2. Menerapkan Islam dengan adil dan baik di negeri
tersebut. Berjalan secara baik diantara masyarakat, sehingga masyarakat
mencintai mereka dan ridha terhadap mereka.
3. Masyarakat di negeri
itu membaiatnya dalam bentuk baiat in’iqad dengan ridha dan ikhtiyar, bukan
dengan paksaan dan keterpaksaan, dengan syarat-syarat baiat yang diantaranya
bahwa baiat itu pada dasarnya berasal dari penduduk negeri itu, bukan dari
sejumlah sulthân mutaghallib.

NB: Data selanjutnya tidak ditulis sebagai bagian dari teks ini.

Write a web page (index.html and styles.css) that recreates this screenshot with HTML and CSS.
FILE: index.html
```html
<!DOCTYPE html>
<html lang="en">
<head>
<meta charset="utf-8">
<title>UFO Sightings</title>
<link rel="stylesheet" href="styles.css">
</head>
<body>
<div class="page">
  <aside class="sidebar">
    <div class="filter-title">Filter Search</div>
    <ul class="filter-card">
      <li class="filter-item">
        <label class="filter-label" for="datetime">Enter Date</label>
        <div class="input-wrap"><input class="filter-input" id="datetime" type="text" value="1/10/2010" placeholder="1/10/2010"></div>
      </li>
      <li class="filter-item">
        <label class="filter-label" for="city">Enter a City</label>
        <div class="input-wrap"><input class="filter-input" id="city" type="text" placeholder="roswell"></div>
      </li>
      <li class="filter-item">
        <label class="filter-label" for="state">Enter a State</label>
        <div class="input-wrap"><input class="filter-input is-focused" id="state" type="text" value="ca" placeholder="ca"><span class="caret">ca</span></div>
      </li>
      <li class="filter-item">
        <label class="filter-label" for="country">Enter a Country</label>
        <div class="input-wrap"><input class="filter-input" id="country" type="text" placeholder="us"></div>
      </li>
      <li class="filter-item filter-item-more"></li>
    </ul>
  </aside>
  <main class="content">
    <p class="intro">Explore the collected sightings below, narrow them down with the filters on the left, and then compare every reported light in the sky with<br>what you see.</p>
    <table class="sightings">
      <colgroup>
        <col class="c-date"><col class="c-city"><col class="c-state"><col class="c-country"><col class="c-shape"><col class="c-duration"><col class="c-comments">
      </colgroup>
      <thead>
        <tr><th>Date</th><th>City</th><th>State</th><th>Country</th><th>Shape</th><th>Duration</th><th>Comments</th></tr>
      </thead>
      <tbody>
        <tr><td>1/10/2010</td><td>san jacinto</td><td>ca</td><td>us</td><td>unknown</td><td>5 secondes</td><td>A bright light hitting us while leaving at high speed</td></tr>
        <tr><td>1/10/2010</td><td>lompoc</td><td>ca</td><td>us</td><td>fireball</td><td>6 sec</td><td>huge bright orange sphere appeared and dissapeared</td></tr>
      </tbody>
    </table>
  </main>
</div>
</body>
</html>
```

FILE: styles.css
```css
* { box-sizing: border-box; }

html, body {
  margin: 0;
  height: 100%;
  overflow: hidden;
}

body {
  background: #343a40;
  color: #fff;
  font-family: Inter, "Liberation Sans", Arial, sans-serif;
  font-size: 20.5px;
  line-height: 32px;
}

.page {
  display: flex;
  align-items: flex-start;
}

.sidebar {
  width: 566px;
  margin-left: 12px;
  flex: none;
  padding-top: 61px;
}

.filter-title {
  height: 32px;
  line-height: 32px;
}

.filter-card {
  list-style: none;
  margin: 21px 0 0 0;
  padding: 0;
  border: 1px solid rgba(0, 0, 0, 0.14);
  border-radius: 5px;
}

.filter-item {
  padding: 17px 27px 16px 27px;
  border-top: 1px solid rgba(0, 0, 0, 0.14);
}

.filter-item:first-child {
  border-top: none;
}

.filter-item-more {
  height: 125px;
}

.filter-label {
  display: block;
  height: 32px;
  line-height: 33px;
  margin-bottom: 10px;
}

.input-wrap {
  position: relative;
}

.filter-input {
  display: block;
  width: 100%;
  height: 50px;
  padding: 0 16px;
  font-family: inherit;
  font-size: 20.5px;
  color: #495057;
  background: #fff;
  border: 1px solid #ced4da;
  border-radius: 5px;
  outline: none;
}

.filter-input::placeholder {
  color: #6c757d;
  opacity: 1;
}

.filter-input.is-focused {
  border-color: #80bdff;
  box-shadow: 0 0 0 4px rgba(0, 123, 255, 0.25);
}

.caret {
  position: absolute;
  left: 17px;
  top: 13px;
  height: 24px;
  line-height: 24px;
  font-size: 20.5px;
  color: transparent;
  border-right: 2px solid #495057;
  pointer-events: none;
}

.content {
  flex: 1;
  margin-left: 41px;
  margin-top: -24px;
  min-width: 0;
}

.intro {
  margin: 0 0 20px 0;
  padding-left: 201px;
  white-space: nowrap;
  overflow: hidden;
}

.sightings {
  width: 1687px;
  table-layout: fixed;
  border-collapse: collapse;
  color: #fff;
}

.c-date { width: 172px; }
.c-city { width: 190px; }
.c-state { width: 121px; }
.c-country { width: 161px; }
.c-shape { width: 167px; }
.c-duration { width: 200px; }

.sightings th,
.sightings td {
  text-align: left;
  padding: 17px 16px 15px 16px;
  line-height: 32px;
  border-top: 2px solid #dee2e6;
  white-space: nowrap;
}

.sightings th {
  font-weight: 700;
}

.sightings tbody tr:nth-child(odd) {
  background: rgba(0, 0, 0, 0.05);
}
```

Sebab baiat yang syar’iy adalah seperti itu
dengan meneladani Rasul saw. Rasul saw pada asasnya memberi perhatian atas
mengambil baiat orang-orang Anshar penduduk Madinah Munawarah dengan ridha dan
ikhtiyar, bukan mengambil baiat dari para sahabat beliau kaum Muhajirin. Baiat
‘aqabah kedua memenuhi hal itu.
Begitulah, as-sulthân
al-mutaghallib terus berdosa, dan tidak tegak secara syar’iy kecuali
setelah terpenuhi ketiga syarat di atas. Pada saat itu, as-sulthân
al-mutaghallib menjadi legal (masyrû’) sejak saat terjadinya
baiat itu dengan ridha dan ikhtiyar. Ini adalah realita as-sulthân
al-mutaghallib. Mudah-mudahan Anda memahaminya dengan sejelas-jelasnya…

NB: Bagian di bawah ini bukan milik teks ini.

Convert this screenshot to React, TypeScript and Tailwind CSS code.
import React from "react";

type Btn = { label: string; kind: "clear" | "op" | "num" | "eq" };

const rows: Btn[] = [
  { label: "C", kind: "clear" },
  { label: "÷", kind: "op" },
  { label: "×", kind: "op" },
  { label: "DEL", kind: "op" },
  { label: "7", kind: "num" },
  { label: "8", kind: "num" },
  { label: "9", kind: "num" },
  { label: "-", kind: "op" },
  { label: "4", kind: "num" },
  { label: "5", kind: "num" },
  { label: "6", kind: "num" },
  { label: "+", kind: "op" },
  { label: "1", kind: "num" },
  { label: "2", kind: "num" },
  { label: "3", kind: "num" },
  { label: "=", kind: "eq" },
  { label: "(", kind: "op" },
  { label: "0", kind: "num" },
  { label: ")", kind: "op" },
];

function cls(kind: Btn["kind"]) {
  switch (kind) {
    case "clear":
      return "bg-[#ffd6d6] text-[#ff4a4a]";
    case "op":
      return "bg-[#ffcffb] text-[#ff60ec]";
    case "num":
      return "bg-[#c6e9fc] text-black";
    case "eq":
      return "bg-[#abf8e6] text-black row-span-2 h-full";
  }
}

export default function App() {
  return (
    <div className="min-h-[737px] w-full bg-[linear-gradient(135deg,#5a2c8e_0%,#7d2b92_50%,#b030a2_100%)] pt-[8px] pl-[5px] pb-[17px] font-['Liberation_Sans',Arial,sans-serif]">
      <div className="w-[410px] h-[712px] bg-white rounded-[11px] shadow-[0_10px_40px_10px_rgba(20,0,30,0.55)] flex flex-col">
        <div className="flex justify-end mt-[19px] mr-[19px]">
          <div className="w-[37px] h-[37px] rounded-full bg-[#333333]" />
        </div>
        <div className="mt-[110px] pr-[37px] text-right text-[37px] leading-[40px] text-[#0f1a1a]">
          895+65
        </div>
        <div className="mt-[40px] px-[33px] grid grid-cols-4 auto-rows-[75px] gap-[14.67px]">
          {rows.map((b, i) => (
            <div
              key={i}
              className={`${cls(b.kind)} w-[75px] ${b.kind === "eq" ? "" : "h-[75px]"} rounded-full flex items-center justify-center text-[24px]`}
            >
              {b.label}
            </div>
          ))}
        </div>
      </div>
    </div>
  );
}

dari situ jelas bahwa syarat-syarat tidak terpenuhi untuk pemilik proklamasi
itu, akan tetapi mereka memaksakan diri mereka sendiri dan proklamasi mereka
dilakukan secara tidak benar.
Dari penjelasan sebelumnya, jelaslah
bahwa mereka tidak mengikuti thariqah syar’iy yang shahih. Juga tidak mengikuti
thariqah as-sulthân al-mutaghallib sekalipun… Mereka
memproklamasikan khilafah tidak sesuai dengan ketentuannya, dan sebelum
terpenuhi syarat-syaratnya. Maka proklamasi itu tidak ada bobot dan nilainya
secara syar’iy. Bahkan itu merupakan laghwun seakan-akan tidak
ada, sehingga tidak mengubah realita mereka akan tetapi realita mereka terus
seperti sebelumnya sebagai tanzhim bersenjata.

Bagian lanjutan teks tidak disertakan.